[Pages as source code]

########

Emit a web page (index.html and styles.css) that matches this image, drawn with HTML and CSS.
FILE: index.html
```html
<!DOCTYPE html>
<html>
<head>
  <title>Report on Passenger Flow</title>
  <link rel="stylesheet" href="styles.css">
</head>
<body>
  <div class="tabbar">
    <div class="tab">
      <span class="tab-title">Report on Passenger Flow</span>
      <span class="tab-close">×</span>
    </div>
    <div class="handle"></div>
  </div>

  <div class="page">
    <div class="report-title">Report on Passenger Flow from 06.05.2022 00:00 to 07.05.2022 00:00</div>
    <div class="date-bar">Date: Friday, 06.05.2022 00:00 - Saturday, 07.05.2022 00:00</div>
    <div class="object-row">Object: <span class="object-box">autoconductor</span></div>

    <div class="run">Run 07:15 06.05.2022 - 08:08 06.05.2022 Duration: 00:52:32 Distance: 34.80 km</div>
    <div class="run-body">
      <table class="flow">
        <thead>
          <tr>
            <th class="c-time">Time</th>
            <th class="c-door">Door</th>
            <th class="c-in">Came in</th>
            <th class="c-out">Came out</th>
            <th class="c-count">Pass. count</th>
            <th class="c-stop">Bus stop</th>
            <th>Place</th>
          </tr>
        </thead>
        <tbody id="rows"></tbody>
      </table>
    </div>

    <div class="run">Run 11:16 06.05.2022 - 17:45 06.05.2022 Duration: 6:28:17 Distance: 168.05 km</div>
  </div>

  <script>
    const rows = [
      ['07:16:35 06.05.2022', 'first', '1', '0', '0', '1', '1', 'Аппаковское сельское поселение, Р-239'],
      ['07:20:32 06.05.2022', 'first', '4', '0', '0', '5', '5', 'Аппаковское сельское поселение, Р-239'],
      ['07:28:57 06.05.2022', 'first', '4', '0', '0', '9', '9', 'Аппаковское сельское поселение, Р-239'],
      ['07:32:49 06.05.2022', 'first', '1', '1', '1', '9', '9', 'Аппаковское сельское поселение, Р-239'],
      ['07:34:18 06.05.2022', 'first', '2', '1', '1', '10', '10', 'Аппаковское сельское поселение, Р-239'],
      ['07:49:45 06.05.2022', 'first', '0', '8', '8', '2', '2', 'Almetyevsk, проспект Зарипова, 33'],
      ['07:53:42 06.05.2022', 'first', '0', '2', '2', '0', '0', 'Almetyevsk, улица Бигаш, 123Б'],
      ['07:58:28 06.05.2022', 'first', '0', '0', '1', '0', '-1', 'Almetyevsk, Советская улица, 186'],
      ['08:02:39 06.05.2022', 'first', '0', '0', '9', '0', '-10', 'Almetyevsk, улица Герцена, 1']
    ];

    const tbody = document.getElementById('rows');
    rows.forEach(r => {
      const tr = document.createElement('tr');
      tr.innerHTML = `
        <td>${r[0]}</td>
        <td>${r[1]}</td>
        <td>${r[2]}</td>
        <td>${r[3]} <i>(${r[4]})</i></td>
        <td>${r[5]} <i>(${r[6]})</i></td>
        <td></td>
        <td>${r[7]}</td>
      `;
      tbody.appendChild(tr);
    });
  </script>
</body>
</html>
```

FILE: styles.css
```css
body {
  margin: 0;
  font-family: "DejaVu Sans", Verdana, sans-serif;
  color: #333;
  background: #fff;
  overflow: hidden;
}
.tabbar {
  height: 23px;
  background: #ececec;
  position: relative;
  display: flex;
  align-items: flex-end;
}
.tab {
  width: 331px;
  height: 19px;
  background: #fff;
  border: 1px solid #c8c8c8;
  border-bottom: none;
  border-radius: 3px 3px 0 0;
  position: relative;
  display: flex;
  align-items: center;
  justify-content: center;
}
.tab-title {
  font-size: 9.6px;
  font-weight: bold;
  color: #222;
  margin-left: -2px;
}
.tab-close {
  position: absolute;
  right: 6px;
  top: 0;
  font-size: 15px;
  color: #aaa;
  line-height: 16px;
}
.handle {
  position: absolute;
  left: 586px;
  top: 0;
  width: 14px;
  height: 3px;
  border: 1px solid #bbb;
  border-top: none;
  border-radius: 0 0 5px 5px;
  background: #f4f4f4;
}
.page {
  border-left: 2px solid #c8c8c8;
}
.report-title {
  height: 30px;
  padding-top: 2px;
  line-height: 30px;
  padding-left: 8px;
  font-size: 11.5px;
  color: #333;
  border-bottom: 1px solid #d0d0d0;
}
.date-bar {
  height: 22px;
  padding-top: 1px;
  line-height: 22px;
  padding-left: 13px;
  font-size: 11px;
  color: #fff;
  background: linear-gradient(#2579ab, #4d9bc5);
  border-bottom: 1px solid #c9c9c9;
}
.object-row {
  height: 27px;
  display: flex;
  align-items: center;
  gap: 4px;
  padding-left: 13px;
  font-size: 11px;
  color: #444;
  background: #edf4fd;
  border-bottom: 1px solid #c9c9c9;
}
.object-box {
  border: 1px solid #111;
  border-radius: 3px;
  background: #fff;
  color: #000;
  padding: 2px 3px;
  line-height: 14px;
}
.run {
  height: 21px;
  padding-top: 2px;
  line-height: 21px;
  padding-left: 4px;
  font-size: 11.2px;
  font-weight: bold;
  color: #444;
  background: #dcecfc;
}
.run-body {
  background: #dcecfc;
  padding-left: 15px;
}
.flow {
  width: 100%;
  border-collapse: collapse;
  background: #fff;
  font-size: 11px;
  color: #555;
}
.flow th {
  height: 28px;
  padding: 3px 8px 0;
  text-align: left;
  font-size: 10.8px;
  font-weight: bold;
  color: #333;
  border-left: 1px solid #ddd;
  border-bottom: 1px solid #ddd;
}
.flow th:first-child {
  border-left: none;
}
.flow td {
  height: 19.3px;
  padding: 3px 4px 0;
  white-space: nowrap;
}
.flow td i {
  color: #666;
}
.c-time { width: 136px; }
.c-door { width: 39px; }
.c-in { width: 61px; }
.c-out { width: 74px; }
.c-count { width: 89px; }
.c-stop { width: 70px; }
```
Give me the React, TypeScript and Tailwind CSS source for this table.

########

TASK TO COMPLETE: Above are the records; copy all of them exactly.

EXPECTED ANSWER:
Emit a web page (index.html and styles.css) that matches this image, drawn with HTML and CSS.
FILE: index.html
```html
<!DOCTYPE html>
<html>
<head>
  <title>Report on Passenger Flow</title>
  <link rel="stylesheet" href="styles.css">
</head>
<body>
  <div class="tabbar">
    <div class="tab">
      <span class="tab-title">Report on Passenger Flow</span>
      <span class="tab-close">×</span>
    </div>
    <div class="handle"></div>
  </div>

  <div class="page">
    <div class="report-title">Report on Passenger Flow from 06.05.2022 00:00 to 07.05.2022 00:00</div>
    <div class="date-bar">Date: Friday, 06.05.2022 00:00 - Saturday, 07.05.2022 00:00</div>
    <div class="object-row">Object: <span class="object-box">autoconductor</span></div>

    <div class="run">Run 07:15 06.05.2022 - 08:08 06.05.2022 Duration: 00:52:32 Distance: 34.80 km</div>
    <div class="run-body">
      <table class="flow">
        <thead>
          <tr>
            <th class="c-time">Time</th>
            <th class="c-door">Door</th>
            <th class="c-in">Came in</th>
            <th class="c-out">Came out</th>
            <th class="c-count">Pass. count</th>
            <th class="c-stop">Bus stop</th>
            <th>Place</th>
          </tr>
        </thead>
        <tbody id="rows"></tbody>
      </table>
    </div>

    <div class="run">Run 11:16 06.05.2022 - 17:45 06.05.2022 Duration: 6:28:17 Distance: 168.05 km</div>
  </div>

  <script>
    const rows = [
      ['07:16:35 06.05.2022', 'first', '1', '0', '0', '1', '1', 'Аппаковское сельское поселение, Р-239'],
      ['07:20:32 06.05.2022', 'first', '4', '0', '0', '5', '5', 'Аппаковское сельское поселение, Р-239'],
      ['07:28:57 06.05.2022', 'first', '4', '0', '0', '9', '9', 'Аппаковское сельское поселение, Р-239'],
      ['07:32:49 06.05.2022', 'first', '1', '1', '1', '9', '9', 'Аппаковское сельское поселение, Р-239'],
      ['07:34:18 06.05.2022', 'first', '2', '1', '1', '10', '10', 'Аппаковское сельское поселение, Р-239'],
      ['07:49:45 06.05.2022', 'first', '0', '8', '8', '2', '2', 'Almetyevsk, проспект Зарипова, 33'],
      ['07:53:42 06.05.2022', 'first', '0', '2', '2', '0', '0', 'Almetyevsk, улица Бигаш, 123Б'],
      ['07:58:28 06.05.2022', 'first', '0', '0', '1', '0', '-1', 'Almetyevsk, Советская улица, 186'],
      ['08:02:39 06.05.2022', 'first', '0', '0', '9', '0', '-10', 'Almetyevsk, улица Герцена, 1']
    ];

    const tbody = document.getElementById('rows');
    rows.forEach(r => {
      const tr = document.createElement('tr');
      tr.innerHTML = `
        <td>${r[0]}</td>
        <td>${r[1]}</td>
        <td>${r[2]}</td>
        <td>${r[3]} <i>(${r[4]})</i></td>
        <td>${r[5]} <i>(${r[6]})</i></td>
        <td></td>
        <td>${r[7]}</td>
      `;
      tbody.appendChild(tr);
    });
  </script>
</body>
</html>
```

FILE: styles.css
```css
body {
  margin: 0;
  font-family: "DejaVu Sans", Verdana, sans-serif;
  color: #333;
  background: #fff;
  overflow: hidden;
}
.tabbar {
  height: 23px;
  background: #ececec;
  position: relative;
  display: flex;
  align-items: flex-end;
}
.tab {
  width: 331px;
  height: 19px;
  background: #fff;
  border: 1px solid #c8c8c8;
  border-bottom: none;
  border-radius: 3px 3px 0 0;
  position: relative;
  display: flex;
  align-items: center;
  justify-content: center;
}
.tab-title {
  font-size: 9.6px;
  font-weight: bold;
  color: #222;
  margin-left: -2px;
}
.tab-close {
  position: absolute;
  right: 6px;
  top: 0;
  font-size: 15px;
  color: #aaa;
  line-height: 16px;
}
.handle {
  position: absolute;
  left: 586px;
  top: 0;
  width: 14px;
  height: 3px;
  border: 1px solid #bbb;
  border-top: none;
  border-radius: 0 0 5px 5px;
  background: #f4f4f4;
}
.page {
  border-left: 2px solid #c8c8c8;
}
.report-title {
  height: 30px;
  padding-top: 2px;
  line-height: 30px;
  padding-left: 8px;
  font-size: 11.5px;
  color: #333;
  border-bottom: 1px solid #d0d0d0;
}
.date-bar {
  height: 22px;
  padding-top: 1px;
  line-height: 22px;
  padding-left: 13px;
  font-size: 11px;
  color: #fff;
  background: linear-gradient(#2579ab, #4d9bc5);
  border-bottom: 1px solid #c9c9c9;
}
.object-row {
  height: 27px;
  display: flex;
  align-items: center;
  gap: 4px;
  padding-left: 13px;
  font-size: 11px;
  color: #444;
  background: #edf4fd;
  border-bottom: 1px solid #c9c9c9;
}
.object-box {
  border: 1px solid #111;
  border-radius: 3px;
  background: #fff;
  color: #000;
  padding: 2px 3px;
  line-height: 14px;
}
.run {
  height: 21px;
  padding-top: 2px;
  line-height: 21px;
  padding-left: 4px;
  font-size: 11.2px;
  font-weight: bold;
  color: #444;
  background: #dcecfc;
}
.run-body {
  background: #dcecfc;
  padding-left: 15px;
}
.flow {
  width: 100%;
  border-collapse: collapse;
  background: #fff;
  font-size: 11px;
  color: #555;
}
.flow th {
  height: 28px;
  padding: 3px 8px 0;
  text-align: left;
  font-size: 10.8px;
  font-weight: bold;
  color: #333;
  border-left: 1px solid #ddd;
  border-bottom: 1px solid #ddd;
}
.flow th:first-child {
  border-left: none;
}
.flow td {
  height: 19.3px;
  padding: 3px 4px 0;
  white-space: nowrap;
}
.flow td i {
  color: #666;
}
.c-time { width: 136px; }
.c-door { width: 39px; }
.c-in { width: 61px; }
.c-out { width: 74px; }
.c-count { width: 89px; }
.c-stop { width: 70px; }
```
Give me the React, TypeScript and Tailwind CSS source for this table.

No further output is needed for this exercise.